--- Your goal ---
List, from the lines below, each one with "components" in it.

_ _ _ _

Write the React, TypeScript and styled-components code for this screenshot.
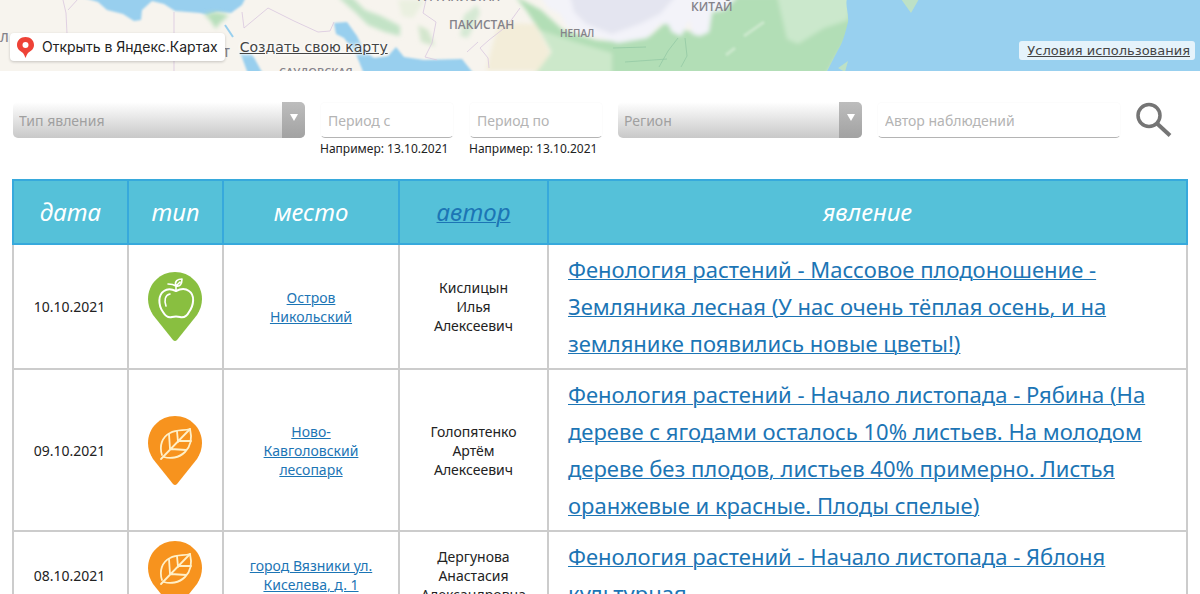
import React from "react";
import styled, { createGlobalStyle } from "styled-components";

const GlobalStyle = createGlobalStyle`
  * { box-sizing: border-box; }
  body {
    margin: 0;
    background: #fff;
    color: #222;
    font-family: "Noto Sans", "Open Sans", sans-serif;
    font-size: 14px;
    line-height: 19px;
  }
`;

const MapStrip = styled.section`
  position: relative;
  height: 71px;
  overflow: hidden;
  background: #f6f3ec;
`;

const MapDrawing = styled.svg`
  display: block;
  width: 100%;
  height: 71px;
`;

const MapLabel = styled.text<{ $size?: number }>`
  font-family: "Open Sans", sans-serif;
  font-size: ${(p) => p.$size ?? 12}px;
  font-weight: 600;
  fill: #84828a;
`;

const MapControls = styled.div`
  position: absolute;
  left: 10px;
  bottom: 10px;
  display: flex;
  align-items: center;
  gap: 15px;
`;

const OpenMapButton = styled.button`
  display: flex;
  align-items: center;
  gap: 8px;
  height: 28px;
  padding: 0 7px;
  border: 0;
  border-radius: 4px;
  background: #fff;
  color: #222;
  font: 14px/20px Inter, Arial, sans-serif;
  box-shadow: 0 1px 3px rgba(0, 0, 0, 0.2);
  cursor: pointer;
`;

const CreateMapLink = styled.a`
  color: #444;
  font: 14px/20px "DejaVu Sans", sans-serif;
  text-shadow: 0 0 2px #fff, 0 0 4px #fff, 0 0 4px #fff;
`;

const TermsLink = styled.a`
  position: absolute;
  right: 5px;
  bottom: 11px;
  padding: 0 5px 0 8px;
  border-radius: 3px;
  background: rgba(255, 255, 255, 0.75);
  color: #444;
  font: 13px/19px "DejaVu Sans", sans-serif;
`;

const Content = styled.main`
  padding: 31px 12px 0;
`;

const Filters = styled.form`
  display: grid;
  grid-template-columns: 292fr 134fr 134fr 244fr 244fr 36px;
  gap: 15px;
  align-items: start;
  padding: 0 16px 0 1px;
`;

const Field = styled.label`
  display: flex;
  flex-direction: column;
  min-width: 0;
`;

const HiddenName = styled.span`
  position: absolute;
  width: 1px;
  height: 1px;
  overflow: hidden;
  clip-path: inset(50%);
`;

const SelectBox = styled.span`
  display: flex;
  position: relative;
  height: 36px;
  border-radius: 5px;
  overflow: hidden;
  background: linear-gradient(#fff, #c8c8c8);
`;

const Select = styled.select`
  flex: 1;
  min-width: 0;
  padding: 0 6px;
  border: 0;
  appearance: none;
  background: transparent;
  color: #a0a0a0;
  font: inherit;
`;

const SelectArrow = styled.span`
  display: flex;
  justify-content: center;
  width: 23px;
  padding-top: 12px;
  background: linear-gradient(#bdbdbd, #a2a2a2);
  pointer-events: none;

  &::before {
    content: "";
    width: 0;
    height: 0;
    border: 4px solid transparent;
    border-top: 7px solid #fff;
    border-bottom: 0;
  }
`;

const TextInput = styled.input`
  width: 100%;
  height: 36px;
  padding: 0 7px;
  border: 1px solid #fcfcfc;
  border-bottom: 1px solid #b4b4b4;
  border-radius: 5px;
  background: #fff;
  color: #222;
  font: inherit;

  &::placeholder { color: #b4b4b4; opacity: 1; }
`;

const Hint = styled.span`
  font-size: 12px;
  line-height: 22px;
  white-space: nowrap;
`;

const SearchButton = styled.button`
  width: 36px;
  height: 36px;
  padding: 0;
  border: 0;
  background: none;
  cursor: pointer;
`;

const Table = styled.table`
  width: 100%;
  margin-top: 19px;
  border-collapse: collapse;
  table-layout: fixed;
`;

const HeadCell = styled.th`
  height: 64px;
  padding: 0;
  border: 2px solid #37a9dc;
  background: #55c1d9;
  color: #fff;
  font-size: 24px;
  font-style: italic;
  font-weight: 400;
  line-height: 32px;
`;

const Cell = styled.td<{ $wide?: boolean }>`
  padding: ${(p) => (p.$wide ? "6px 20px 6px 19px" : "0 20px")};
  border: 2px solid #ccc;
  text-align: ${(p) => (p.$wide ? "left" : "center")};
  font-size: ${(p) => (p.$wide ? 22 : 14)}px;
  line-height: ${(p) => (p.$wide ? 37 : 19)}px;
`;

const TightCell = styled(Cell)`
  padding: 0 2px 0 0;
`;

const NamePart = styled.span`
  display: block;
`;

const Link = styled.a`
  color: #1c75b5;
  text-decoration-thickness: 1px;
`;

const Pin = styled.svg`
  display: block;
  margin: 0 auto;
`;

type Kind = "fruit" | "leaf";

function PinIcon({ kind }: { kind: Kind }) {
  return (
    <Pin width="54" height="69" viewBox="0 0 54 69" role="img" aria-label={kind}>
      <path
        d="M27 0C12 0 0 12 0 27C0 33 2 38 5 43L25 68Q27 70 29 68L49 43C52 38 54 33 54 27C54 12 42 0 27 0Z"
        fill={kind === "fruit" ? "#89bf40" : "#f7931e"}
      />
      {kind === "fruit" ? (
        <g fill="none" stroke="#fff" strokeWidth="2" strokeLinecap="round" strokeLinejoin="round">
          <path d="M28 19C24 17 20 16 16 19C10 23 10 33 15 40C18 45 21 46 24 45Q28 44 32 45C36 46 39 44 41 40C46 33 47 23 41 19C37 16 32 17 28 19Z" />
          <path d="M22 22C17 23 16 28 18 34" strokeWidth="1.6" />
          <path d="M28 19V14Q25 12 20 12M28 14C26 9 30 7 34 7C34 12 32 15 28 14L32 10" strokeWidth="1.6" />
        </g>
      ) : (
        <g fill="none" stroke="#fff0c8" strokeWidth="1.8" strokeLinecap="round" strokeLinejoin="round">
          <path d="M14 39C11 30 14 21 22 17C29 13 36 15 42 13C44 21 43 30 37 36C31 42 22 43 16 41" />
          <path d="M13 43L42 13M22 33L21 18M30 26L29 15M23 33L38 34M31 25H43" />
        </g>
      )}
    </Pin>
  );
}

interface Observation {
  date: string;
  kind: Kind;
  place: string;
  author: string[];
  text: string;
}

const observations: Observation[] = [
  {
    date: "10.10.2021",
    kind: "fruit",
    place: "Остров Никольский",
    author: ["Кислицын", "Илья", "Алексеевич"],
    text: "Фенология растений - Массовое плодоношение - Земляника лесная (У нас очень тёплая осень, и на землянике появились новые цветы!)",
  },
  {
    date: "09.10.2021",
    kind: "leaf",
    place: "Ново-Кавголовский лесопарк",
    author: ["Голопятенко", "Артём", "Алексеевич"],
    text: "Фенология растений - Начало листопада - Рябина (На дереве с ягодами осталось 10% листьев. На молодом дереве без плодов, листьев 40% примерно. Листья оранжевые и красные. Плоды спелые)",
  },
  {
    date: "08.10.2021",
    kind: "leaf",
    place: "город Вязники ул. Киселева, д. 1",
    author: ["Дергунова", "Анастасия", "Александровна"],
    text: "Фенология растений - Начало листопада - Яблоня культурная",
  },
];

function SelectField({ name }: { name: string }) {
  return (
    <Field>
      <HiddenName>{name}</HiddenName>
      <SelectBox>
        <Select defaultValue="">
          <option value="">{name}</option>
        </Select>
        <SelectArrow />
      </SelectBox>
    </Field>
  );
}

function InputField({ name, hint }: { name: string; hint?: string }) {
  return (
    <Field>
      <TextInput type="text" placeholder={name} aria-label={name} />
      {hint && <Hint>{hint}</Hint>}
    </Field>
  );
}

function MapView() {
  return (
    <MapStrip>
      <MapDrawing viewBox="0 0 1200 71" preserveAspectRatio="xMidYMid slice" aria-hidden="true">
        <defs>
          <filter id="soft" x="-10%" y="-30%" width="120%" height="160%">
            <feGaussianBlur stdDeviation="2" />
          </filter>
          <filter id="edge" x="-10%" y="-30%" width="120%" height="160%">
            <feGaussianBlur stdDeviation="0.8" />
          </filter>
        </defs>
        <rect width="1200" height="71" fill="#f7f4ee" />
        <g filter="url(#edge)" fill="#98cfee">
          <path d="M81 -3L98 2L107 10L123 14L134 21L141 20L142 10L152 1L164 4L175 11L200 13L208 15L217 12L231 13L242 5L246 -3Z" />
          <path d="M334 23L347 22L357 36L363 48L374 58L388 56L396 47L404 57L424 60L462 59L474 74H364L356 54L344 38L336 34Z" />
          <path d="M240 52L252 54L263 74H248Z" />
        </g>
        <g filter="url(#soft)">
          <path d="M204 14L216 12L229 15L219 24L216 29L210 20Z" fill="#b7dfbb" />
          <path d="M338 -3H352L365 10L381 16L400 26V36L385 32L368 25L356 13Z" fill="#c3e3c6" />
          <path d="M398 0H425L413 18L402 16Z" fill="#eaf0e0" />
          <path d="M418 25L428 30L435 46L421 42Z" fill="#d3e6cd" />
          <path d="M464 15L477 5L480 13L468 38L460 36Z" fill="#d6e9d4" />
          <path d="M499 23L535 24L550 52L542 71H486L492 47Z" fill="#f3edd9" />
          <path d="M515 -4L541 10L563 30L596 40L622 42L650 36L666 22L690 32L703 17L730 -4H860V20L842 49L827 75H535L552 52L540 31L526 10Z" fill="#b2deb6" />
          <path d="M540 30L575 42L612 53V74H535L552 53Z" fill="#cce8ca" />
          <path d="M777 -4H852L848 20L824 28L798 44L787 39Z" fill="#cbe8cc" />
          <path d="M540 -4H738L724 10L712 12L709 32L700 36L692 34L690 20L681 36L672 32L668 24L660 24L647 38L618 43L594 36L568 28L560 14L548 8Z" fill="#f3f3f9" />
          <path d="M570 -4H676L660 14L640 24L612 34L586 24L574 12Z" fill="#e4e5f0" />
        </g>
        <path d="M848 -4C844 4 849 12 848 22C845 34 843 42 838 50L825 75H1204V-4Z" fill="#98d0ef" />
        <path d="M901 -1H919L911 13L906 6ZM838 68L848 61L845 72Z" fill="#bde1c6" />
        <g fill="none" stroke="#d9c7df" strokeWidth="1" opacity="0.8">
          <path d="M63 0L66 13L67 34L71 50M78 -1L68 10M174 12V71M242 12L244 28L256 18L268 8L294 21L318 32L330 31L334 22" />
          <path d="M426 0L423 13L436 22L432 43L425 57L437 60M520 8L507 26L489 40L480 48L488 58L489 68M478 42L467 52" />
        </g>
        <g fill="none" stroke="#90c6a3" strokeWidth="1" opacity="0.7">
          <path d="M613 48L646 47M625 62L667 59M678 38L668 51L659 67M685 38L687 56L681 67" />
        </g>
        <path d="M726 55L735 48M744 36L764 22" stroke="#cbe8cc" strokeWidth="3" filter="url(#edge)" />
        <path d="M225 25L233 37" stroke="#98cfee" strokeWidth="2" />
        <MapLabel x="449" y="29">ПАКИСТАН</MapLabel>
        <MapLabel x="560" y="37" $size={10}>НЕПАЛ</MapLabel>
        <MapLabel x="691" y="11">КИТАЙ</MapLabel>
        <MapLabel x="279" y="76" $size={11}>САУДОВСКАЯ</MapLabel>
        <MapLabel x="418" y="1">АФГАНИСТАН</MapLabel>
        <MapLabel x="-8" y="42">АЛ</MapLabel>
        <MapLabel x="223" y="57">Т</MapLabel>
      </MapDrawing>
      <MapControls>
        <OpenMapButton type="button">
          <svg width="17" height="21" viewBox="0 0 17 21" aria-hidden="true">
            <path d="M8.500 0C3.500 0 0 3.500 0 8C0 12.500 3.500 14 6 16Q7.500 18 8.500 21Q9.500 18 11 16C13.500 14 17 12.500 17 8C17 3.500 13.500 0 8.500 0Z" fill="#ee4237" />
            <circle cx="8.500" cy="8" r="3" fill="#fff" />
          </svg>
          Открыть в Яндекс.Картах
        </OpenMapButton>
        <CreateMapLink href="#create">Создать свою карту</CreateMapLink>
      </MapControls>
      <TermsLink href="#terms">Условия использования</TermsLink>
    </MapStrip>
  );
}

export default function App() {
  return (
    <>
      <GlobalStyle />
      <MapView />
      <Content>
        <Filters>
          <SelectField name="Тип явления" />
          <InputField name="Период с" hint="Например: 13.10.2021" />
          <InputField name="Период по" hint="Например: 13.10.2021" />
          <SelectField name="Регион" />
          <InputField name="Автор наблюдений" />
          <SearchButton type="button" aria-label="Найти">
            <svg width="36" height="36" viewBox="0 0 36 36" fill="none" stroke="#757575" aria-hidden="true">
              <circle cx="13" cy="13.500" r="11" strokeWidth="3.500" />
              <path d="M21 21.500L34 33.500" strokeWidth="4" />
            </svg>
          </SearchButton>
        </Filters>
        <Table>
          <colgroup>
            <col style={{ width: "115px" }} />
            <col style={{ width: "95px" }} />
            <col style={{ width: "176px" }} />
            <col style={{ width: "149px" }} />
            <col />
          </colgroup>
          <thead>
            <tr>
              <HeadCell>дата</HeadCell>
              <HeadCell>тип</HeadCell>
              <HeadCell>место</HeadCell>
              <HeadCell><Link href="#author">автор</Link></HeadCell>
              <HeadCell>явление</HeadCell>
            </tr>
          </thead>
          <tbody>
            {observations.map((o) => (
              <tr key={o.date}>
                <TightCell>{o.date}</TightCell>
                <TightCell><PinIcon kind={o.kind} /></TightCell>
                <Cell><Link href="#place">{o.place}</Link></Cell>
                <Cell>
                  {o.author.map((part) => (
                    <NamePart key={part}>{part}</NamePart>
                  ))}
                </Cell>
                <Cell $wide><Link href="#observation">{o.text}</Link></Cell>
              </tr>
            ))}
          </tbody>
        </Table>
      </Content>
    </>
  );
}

_ _ _ _

--- Response ---
Write the React, TypeScript and styled-components code for this screenshot.
import styled, { createGlobalStyle } from "styled-components";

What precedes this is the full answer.